At the time of Tewkesbury, the mentally-unstable Lancastrian king, Henry VI of England, had just been deposed for a second time by his rival, the Yorkist Edward IV of England, who throughout his career was never defeated in battle. This change in circumstances had come about because Edward had become estranged from Richard Neville, Earl of Warwick, "the Kingmaker", who had formerly been Edward's most important supporter and advisor. With the aid of Edward's jealous younger brother George, Duke of Clarence, Warwick had forced Edward into exile and reinstated Henry.

Within months Edward had returned to England, helped by his brother-in-law, the Duke of Burgundy. His brother, George, switched sides again and supported him. After recapturing London, Edward's army fought Warwick's at the Battle of Barnet. In a confused fight in thick fog, Warwick was defeated and killed.

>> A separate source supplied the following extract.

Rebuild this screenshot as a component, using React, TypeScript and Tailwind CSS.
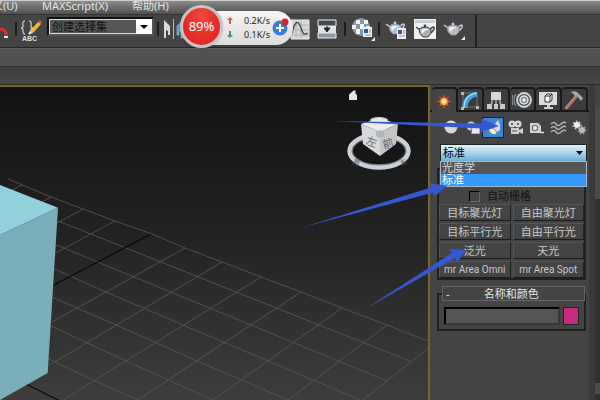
import React from "react";

const LIGHTS = ["目标聚光灯", "自由聚光灯", "目标平行光", "自由平行光", "泛光", "天光"];
const MR_LIGHTS = ["mr Area Omni", "mr Area Spot"];

const GRID_LINES = [
  "8,179 51,197 83,209 115,221 152,234 185,248 222,262 261,277 301,292 342,308 387,325 435,344",
  "387,325 288,400",
  "342,308 213,400",
  "301,292 138,400",
  "261,277 63,400",
  "222,262 48,366",
  "185,248 50,323",
  "115,221 50,256",
  "83,209 50,227",
  "51,197 38,204",
  "22,185 10,191",
  "435,343 363,400",
  "58,221 126,248 236,292 319,325 410,361",
  "54,244 134,277 251,325 387,381",
  "54,269 106,292 183,325 268,361 360,400",
  "52,297 116,325 197,361 288,400",
  "51,326 126,361 213,400",
  "49,359 95,381 138,400",
];

function Icon({ w = 22, h = 22, children }: { w?: number; h?: number; children: React.ReactNode }) {
  return (
    <svg width={w} height={h} viewBox={`0 0 ${w} ${h}`} className="shrink-0" aria-hidden="true">
      {children}
    </svg>
  );
}

function Teapot({ dark = false }: { dark?: boolean }) {
  const line = dark ? "#3d4246" : "#c9ced2";
  return (
    <g>
      <path d="M5 9 L1 6 M15 8 q5 -4 4 0 q-1 3 -4 4" fill="none" stroke={line} strokeWidth="1.5" />
      <path d="M4 8 Q10 4 16 8 Q17 13 13 16 H8 Q4 13 4 8Z" fill={dark ? "#aab0b4" : "#b9bfc4"} stroke={dark ? "#3d4246" : "#8b9196"} strokeWidth="1" />
      <path d="M6 9 Q9 7 14 8 Q10 9 7 13Z" fill="#eceef0" />
      <circle cx="10" cy="5" r="1.4" fill={line} />
    </g>
  );
}

function Separator() {
  return <span className="block h-[14px] w-[2px] shrink-0 bg-[#1e1e1e]" />;
}

function MenuBar() {
  return (
    <nav className="flex h-[14px] items-start border-t border-[#d0d0d0] bg-linear-to-b from-[#8a8a8a] to-[#505050] text-[11px] leading-[9px] text-[#e4e4e4]">
      <a href="#customize" className="-ml-2 w-[50px] whitespace-nowrap">义(U)</a>
      <a href="#maxscript" className="w-[90px]">MAXScript(X)</a>
      <a href="#help">帮助(H)</a>
    </nav>
  );
}

function Toolbar() {
  return (
    <div className="flex h-[34px] border-t border-b border-t-[#333] border-b-[#262626]">
      <div className="flex w-[477px] shrink-0 items-center border-r-2 border-[#222] pb-1">
        <button aria-label="Snap" className="w-[15px] pt-2">
          <Icon w={15} h={14}>
            <path d="M-3 12 V7 Q2 -1 6 7 V12" fill="none" stroke="#d32f38" strokeWidth="3" />
            <path d="M4 11h4" stroke="#eee" strokeWidth="2" />
          </Icon>
        </button>
        <Separator />
        <button aria-label="Edit named selection sets" className="ml-[3px] w-[24px] pt-[2px]">
          <svg width="24" height="24" viewBox="0 0 24 24" aria-hidden="true">
            <path d="M5 3 q-3 0 -2 5 q0 2 -2 2 q2 0 2 3 q0 3 2 3 M9 3 q3 0 2 5 q0 2 2 2 q-2 0 -2 3 q0 3 -2 3" fill="none" stroke="#c3c3c3" strokeWidth="1.3" />
            <path d="M10 13 L18 4 L21 6 L13 15Z" fill="#f0bb3c" />
            <path d="M10 13 L13 15 L8 16Z" fill="#fff4d0" />
            <path d="M18 4l2-2 2 2-1 2z" fill="#c65b3f" />
            <text x="2" y="23" fontSize="7" fontWeight="bold" fill="#e0e0e0" fontFamily="Liberation Sans">ABC</text>
          </svg>
        </button>
        <label className="relative ml-[3px] mb-[5px] block h-[19px] w-[107px] border-2 border-[#111] border-b-[#555] border-r-[#555]">
          <select aria-label="创建选择集" className="block h-full w-full appearance-none border border-[#ddd] bg-[#555] px-0.5 text-[11px] leading-[13px] text-[#111]">
            <option>创建选择集</option>
          </select>
          <span className="pointer-events-none absolute top-0 right-0 flex h-full w-4 items-center justify-center bg-white">
            <svg width="8" height="4" viewBox="0 0 8 4"><path d="M0 0h8L4 4z" fill="#000" /></svg>
          </span>
        </label>
        <span className="ml-[3px]"><Separator /></span>
        <button aria-label="Mirror" className="ml-[5px]">
          <Icon w={20} h={22}>
            <path d="M0 2 L6 8 V17 H4 V13 L2 12 V20 H0Z" fill="#d5dade" />
            <path d="M9.500 1v20" stroke="#bbb" />
            <path d="M20 2 L13 8 V17 H15 V13 L17 12 V20 H20Z" fill="#4a9cdb" stroke="#a5d0ee" strokeWidth=".6" />
          </Icon>
        </button>
        <button aria-label="Curve editor" className="ml-[106px]">
          <Icon w={21} h={21}>
            <path d="M1 1h18v19H1z" fill="#d4d7d9" stroke="#eee" />
            <path d="M1 6h18M1 11h18M1 16h18M6 1v18M11 1v18" stroke="#aeb3b6" />
            <path d="M2 14 C5 2 8 0 11 9 S15 15 18 14" fill="none" stroke="#444" strokeWidth="1.3" />
          </Icon>
        </button>
        <button aria-label="Schematic view" className="ml-[6px]">
          <Icon w={21} h={21}>
            <path d="M1 1h18v6H1z" fill="#454a4e" stroke="#eee" />
            <path d="M1 14h18v5H1z" fill="#8c979f" stroke="#eee" />
            <path d="M1 7h18v7H1z" fill="#dfe2e4" />
            <path d="M10 7v5M7 9h6l-3 4z" fill="#222" stroke="#222" />
          </Icon>
        </button>
        <span className="ml-[6px]"><Separator /></span>
        <button aria-label="Material editor" className="ml-[5px]">
          <Icon w={25} h={24}>
            <circle cx="10" cy="10" r="9" fill="#8b979e" />
            <path d="M5 3h4v4H5zM13 3h4v4h-4zM1 8h4v4H1zM9 7h4v5H9zM5 12h4v5H5zM15 9h4v4h-4z" fill="#eef3f5" />
            <path d="M12 10h9v10h-9z" fill="#f0f2f4" />
            <path d="M13 12h4v4h-4z" fill="#215fa8" />
            <path d="M18 13h2M18 15h2M14 18h6" stroke="#888" />
            <path d="M24 20v4h-4z" fill="#eee" />
          </Icon>
        </button>
        <span className="ml-[2px]"><Separator /></span>
        <button aria-label="Render setup" className="ml-[5px]">
          <Icon w={23} h={22}>
            <Teapot />
            <path d="M12 10h9v11h-9z" fill="#f0f2f4" />
            <path d="M13 12h4v4h-4z" fill="#215fa8" />
            <path d="M18 13h2M18 15h2M14 18h6" stroke="#888" />
          </Icon>
        </button>
        <button aria-label="Rendered frame window" className="ml-[6px]">
          <Icon w={22} h={22}>
            <path d="M0 1h22v20H0z" fill="#eef0f1" />
            <path d="M1 2h20v3H1z" fill="#c9cdd0" />
            <g transform="translate(1 3)"><Teapot dark /></g>
          </Icon>
        </button>
        <button aria-label="Render" className="ml-[7px]">
          <Icon w={23} h={24}>
            <g transform="translate(0 2)"><Teapot /></g>
            <path d="M22 19v4h-4z" fill="#eee" />
          </Icon>
        </button>
      </div>
    </div>
  );
}

function SpeedWidget() {
  return (
    <div className="absolute top-[5px] left-[180px] flex items-center">
      <div className="z-10 flex size-[43px] items-center justify-center rounded-full border-[3px] border-[#c4c4c4] bg-radial-[at_50%_25%] from-[#f0483c] to-[#dc1c1c] text-[13px] text-white shadow">
        89%
      </div>
      <div className="-ml-5 mt-[3px] flex h-[34px] w-[90px] items-center rounded-r-full bg-linear-to-b from-[#f5f5f5] to-[#dcdcdc] pl-6 shadow">
        <svg width="6" height="22" viewBox="0 0 6 22" aria-hidden="true">
          <path d="M3 0L6 3H4V7H2V3H0z" fill="#e05548" />
          <path d="M3 21L6 18H4V14H2V18H0z" fill="#2da35b" />
        </svg>
        <div className="ml-[11px] w-7 text-[9px] leading-[14px] whitespace-nowrap text-[#1d1d1d]">
          <div>0.2K/s</div>
          <div>0.1K/s</div>
        </div>
      </div>
      <button aria-label="Boost" className="-ml-[21px]">
        <Icon w={17} h={18}>
          <circle cx="8" cy="10" r="7.500" fill="#377fd6" />
          <path d="M8 6v8M4 10h8" stroke="#fff" strokeWidth="2" />
          <circle cx="13" cy="4" r="3.500" fill="#d9232a" />
        </Icon>
      </button>
    </div>
  );
}

function Viewport() {
  return (
    <main className="relative min-w-0 flex-1 overflow-hidden border-t-2 border-r-2 border-[#7c6524] bg-linear-to-b from-[#121212] via-[#242424] to-[#3d3d3d]">
      <svg width="428" height="313" viewBox="0 87 428 313" className="absolute top-0 left-0" role="img" aria-label="Perspective view">
        <g fill="none" stroke="#585858" strokeWidth=".8">
          {GRID_LINES.map((points) => <polyline key={points} points={points} />)}
        </g>
        <path d="M151 234L50 287M26 384L60 401" stroke="#080808" strokeWidth="1.2" />
        <path d="M0 185L58 207.700L0 235z" fill="#92d1dc" />
        <path d="M0 235L58 207.700L47.700 373L0 400z" fill="#7aaeb9" />
        <path d="M349 94.500l3.500-3 1-1h2v3l1.500 1.500v5h-8z" fill="#dfe6eb" />
        <ellipse cx="379" cy="151" rx="29" ry="16" fill="#161616" stroke="#7f858c" strokeWidth="5.500" />
        <ellipse cx="379" cy="151" rx="29.500" ry="16.500" fill="none" stroke="#ccd1d8" strokeWidth="4" />
        <ellipse cx="379" cy="120" rx="9" ry="3" fill="#d5d7d9" />
        <path d="M361 124L379.500 118L398 124L380 132z" fill="#eceded" />
        <path d="M361 124L380 132V156L363 144z" fill="#d7d8da" />
        <path d="M380 132L398 124L396 144L380 156z" fill="#c4c5c8" />
        <path d="M376 132l4-2 4 2v4l-4 2-4-2z" fill="#b4b6ba" />
        <g fill="#63666b" fontFamily="Noto Sans CJK SC" fontSize="11">
          <text transform="translate(365 144) rotate(18)">左</text>
          <text transform="translate(384 149) rotate(-18)">前</text>
        </g>
        <g fill="#555b63" fontFamily="Noto Sans CJK SC" fontSize="7">
          <text x="353" y="165" transform="rotate(24 356 162)">南</text>
          <text x="400" y="165" transform="rotate(-24 403 162)">东</text>
        </g>
      </svg>
    </main>
  );
}

const TABS: { name: string; art: React.ReactNode }[] = [
  {
    name: "Create",
    art: (
      <>
        <path d="M10 3l1.500 4L15 5.500 13.500 9l4.500 1.500-4.500 1.500 1.500 3.500-3.500-1.500L10 18l-1.500-4L5 15.500 6.500 12 2 10.500 6.500 9 5 5.500 8.500 7z" fill="#d34f20" />
        <circle cx="10" cy="10.500" r="3.500" fill="#ffb52e" />
        <circle cx="10" cy="10.500" r="2" fill="#fff6c8" />
      </>
    ),
  },
  {
    name: "Modify",
    art: (
      <>
        <path d="M3 3h14v14H3z" fill="none" stroke="#777" />
        <path d="M5 18Q5 6 17 4" fill="none" stroke="#3f9fe0" strokeWidth="5" />
        <path d="M4 18Q4 5 17 3" fill="none" stroke="#bfe4fa" strokeWidth="1.2" />
        <path d="M1 2h3v3H1zM16 16h3v3h-3zM1 17h3v3H1z" fill="#bbb" />
      </>
    ),
  },
  {
    name: "Hierarchy",
    art: (
      <>
        <path d="M5 2h10v8H5z" fill="#d5d8da" />
        <path d="M10 10v8M6 10v3L4 15M14 10v3l2 2" fill="none" stroke="#bbb" strokeWidth="1.3" />
        <path d="M1 14h5v5H1zM8 14h4v5H8zM14 14h5v5h-5z" fill="#c6c9cb" />
      </>
    ),
  },
  {
    name: "Motion",
    art: (
      <>
        <circle cx="12" cy="10" r="7" fill="#4c5154" stroke="#d5d8da" strokeWidth="1.800" />
        <circle cx="12" cy="10" r="4" fill="#8b9195" stroke="#e2e4e6" strokeWidth="1.500" />
        <circle cx="12" cy="10" r="1.500" fill="#fff" />
        <path d="M4 4Q0 10 4 16M1 5Q-1 10 1 15" fill="none" stroke="#8c9194" strokeWidth="1.200" />
      </>
    ),
  },
  {
    name: "Display",
    art: (
      <>
        <path d="M1 2h18v13H1z" fill="#d9dde0" />
        <path d="M7 6l2-2h5v6l-2 2H7zM7 6h5v6M12 6l2-2" fill="#fff" stroke="#333" />
        <path d="M9 15h3v2h3v2H6v-2h3z" fill="#ccd0d3" />
      </>
    ),
  },
  {
    name: "Utilities",
    art: (
      <>
        <path d="M2 19L13 6" stroke="#bd6f60" strokeWidth="2.600" />
        <path d="M1 18L12 5" stroke="#e4c0b5" strokeWidth=".8" />
        <path d="M7 2Q12 0 15 4l4 4-2 3-3-4-3-1Q10 4 7 2z" fill="#a3acb2" />
      </>
    ),
  },
];

const CATEGORIES: { name: string; art: React.ReactNode }[] = [
  { name: "Geometry", art: <circle cx="9" cy="9" r="6.500" fill="#d8d8d8" /> },
  {
    name: "Shapes",
    art: <><circle cx="7" cy="8" r="4.500" fill="#cfd2d4" /><path d="M8 9h8v7H7z" fill="#e7e9ea" stroke="#555" strokeWidth=".7" /></>,
  },
  {
    name: "Lights",
    art: <><path d="M7 10L13 2l2 3v7l-4 3z" fill="#d7dde0" /><path d="M4 11q5-2 7 5-6 1-7-5z" fill="#fff1b8" /><path d="M13 2l2 4M8 10l4 4" stroke="#8a9094" /></>,
  },
  {
    name: "Cameras",
    art: (
      <>
        <circle cx="5" cy="6" r="3.500" fill="#d6d8d9" /><circle cx="11" cy="6" r="3.500" fill="#d6d8d9" />
        <circle cx="5" cy="6" r="1" fill="#333" /><circle cx="11" cy="6" r="1" fill="#333" />
        <path d="M4 10h8v6H4zM12 12l4-2v6l-4-2z" fill="#cdd0d1" /><path d="M5 13h5" stroke="#555" />
      </>
    ),
  },
  {
    name: "Helpers",
    art: <><path d="M2 5h8l3 3v7H2z" fill="#cfd3d5" /><circle cx="7" cy="10" r="3.300" fill="#777" /><circle cx="7" cy="10" r="2" fill="#e7e9ea" /><path d="M12 14.500h4" stroke="#ddd" strokeWidth="1.500" /></>,
  },
  {
    name: "Space warps",
    art: <path d="M1 6q3-3 5 0t5 0 5-1M1 10q3-3 5 0t5 0 5-1M1 14q3-3 5 0t5 0 5-1" fill="none" stroke="#a9b4b8" strokeWidth="1.500" />,
  },
  {
    name: "Systems",
    art: (
      <>
        <circle cx="6" cy="7" r="3.500" fill="none" stroke="#ccc" strokeWidth="2" strokeDasharray="1.500 1.500" /><circle cx="6" cy="7" r="3" fill="#eee" />
        <circle cx="11" cy="12" r="3.500" fill="none" stroke="#999" strokeWidth="2" strokeDasharray="1.500 1.500" /><circle cx="11" cy="12" r="3" fill="#bbb" />
      </>
    ),
  },
];

function LightButton({ name, face }: { name: string; face: string }) {
  return (
    <button className={`h-[17px] border border-t-[#555] border-l-[#555] border-r-[#222] border-b-[#1c1c1c] leading-[15px] whitespace-nowrap text-[#c8c8c8] ${face}`}>
      {name}
    </button>
  );
}

function CommandPanel() {
  return (
    <aside className="w-[165px] shrink-0 border-r-[6px] border-[#3a3a3a] bg-[#444]">
      <div className="flex border-b-2 border-[#191919] pt-[2px] pl-[2px]">
        {TABS.map((tab, i) => (
          <button
            key={tab.name}
            aria-label={tab.name}
            className={
              i === 0
                ? "-mb-[2px] flex h-[25px] w-[26px] items-center justify-center rounded-t-sm border-t-2 border-r-2 border-[#191919] bg-[#444]"
                : "flex h-[23px] w-[26px] items-center justify-center rounded-t-sm border-t-2 border-r-2 border-[#191919] bg-[#3c3c3c]"
            }
          >
            <Icon w={20} h={20}>{tab.art}</Icon>
          </button>
        ))}
      </div>
      <div className="mt-[6px] flex gap-0.5 pl-[10px]">
        {CATEGORIES.map((item) => (
          <button
            key={item.name}
            aria-label={item.name}
            className={item.name === "Lights" ? "h-[19px] w-5 bg-[#3a86d8] pl-0.5 outline outline-[#222]" : "h-[19px] w-5 pl-0.5"}
          >
            <Icon w={17} h={19}>{item.art}</Icon>
          </button>
        ))}
      </div>
      <div className="relative mt-[7px] ml-[10px] w-[147px]">
        <select aria-label="Light type" defaultValue="标准" className="block h-[18px] w-full appearance-none border border-[#222] bg-linear-to-b from-[#e2f3fb] to-[#6bb0d5] px-0.5 text-[11px] leading-4 text-black">
          <option>光度学</option>
          <option>标准</option>
        </select>
        <svg width="7" height="4" viewBox="0 0 7 4" className="pointer-events-none absolute top-[7px] right-1"><path d="M0 0h7L3.500 4z" fill="#111" /></svg>
        <ul role="listbox" aria-label="Light types" className="absolute top-[17px] left-0 z-10 w-full border border-[#aeb3c6] bg-[#555] text-[11px] leading-3 text-[#d8d8d8]">
          <li role="option" aria-selected="false" className="px-px">光度学</li>
          <li role="option" aria-selected="true" className="bg-[#3399ff] px-px text-white">标准</li>
        </ul>
      </div>
      <section className="mt-[6px] ml-[7px] w-[149px] border-2 border-[#202020] pt-[18px]">
        <label className="flex h-4 items-center gap-[7px] pl-[30px] text-[11px] leading-4 text-[#111]">
          <input type="checkbox" className="size-[11px] appearance-none border border-[#666] border-t-black border-l-black bg-[#444]" />
          自动栅格
        </label>
        <div className="grid grid-cols-2 gap-x-0.5 gap-y-[2px]">
          {LIGHTS.map((name) => <LightButton key={name} name={name} face="text-[11px]" />)}
          {MR_LIGHTS.map((name) => <LightButton key={name} name={name} face="font-[Roboto,sans-serif] text-[10px]" />)}
        </div>
      </section>
      <section className="mt-[13px] ml-[7px] w-[149px] border-2 border-[#202020] px-[5px] pb-1">
        <button className="-mx-[2px] -mt-[9px] flex h-[15px] w-[143px] items-center border border-[#666] bg-[#444] pr-[11px] pl-[3px] text-[11px] leading-[13px] text-[#e8e8e8]">
          <span>-</span>
          <span className="flex-1 text-center">名称和颜色</span>
        </button>
        <div className="mt-[6px] flex gap-[3px]">
          <input aria-label="名称" className="h-[18px] min-w-0 flex-1 border-2 border-t-black border-l-black border-r-[#383838] border-b-[#383838] bg-[#555] text-[11px] text-white" />
          <button aria-label="颜色" className="h-[18px] w-4 border border-[#222] bg-[#c52c82]" />
        </div>
      </section>
    </aside>
  );
}

function Arrows() {
  return (
    <svg width="600" height="400" viewBox="0 0 600 400" className="pointer-events-none absolute top-0 right-0 z-20" aria-hidden="true">
      <g fill="#3558d2">
        <path d="M332 121L482 123.500L481 118.500L499 126L480 132.500L481 128.500z" />
        <path d="M302 227.500L431 187.500L430 183L447 186L435 196L433.500 192.500z" />
        <path d="M365 309L452 253L449 249L466 250L457 263L455 258z" />
      </g>
    </svg>
  );
}

export default function App() {
  return (
    <div className="relative flex min-h-screen flex-col overflow-hidden bg-[#444] font-['Noto_Sans','Noto_Sans_CJK_SC',sans-serif]">
      <MenuBar />
      <Toolbar />
      <div className="h-[19px] border-y border-t-[#5e5e5e] border-b-[#333] bg-[#525252]" />
      <div className="h-[18px] border-b border-[#2b2b2b] bg-linear-to-b from-[#3d3d3d] to-[#474747]" />
      <div className="flex flex-1">
        <Viewport />
        <CommandPanel />
        <div className="flex w-[5px] shrink-0 flex-col bg-[#2f2f2f]">
          <div className="h-[22px] bg-[#444]" />
          <div className="h-[92px] bg-[#4c4c4c]" />
          <div className="mt-auto mb-1.5 h-[11px] bg-[#4c4c4c]" />
        </div>
      </div>
      <SpeedWidget />
      <Arrows />
    </div>
  );
}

The remaining Lancastrian forces were now led by Henry's Queen, Margaret of Anjou, and her seventeen-year-old son, Edward of Westminster, Prince of Wales. Had Margaret, landing in England to the shocking news of Warwick's final defeat, been able to join forces with her ally, Jasper Tudor (uncle of Henry Tudor), she might have stood a chance against the Yorkist forces of King Edward. Her only hope was to cross the River Severn at Gloucester, and this she failed to do when access to the crossing was denied by the Yorkist governor of the town and castle at Gloucester, Sir Richard Beauchamp.

The end of the Lancastrian Royal Family

Margaret relied heavily on the Duke of Somerset, her remaining experienced commander, but his skills were no match for those of the King. The Yorkists were superior in artillery, and Somerset, deploying on ground cut up by hedges and woods, misjudged his battle position just enough to allow the King's young brother, Richard, Duke of Gloucester (later King Richard III of England), to attack his flank. In a further display of tactical cunning, Edward had positioned a group of approximately 200 mounted spearmen to ambush the Lancastrian rear.

Panic set in amongst the retreating Lancastrians, and Somerset is alleged to have killed one of his own commanders, Lord Wenlock, as punishment for his fatal lack of initiative or possible treachery. There are some who contend that there is evidence Wenlock survived the day and was allowed to escape by the Yorkists (until Warwick's recent rebellion, Wenlock had been a Yorkist captain of long standing). In a field known as the "Bloody Meadow", perhaps as many as half of Somerset's forces were slaughtered. Some fled to the nearby Tewkesbury Abbey, where their enemies are said to have pursued them.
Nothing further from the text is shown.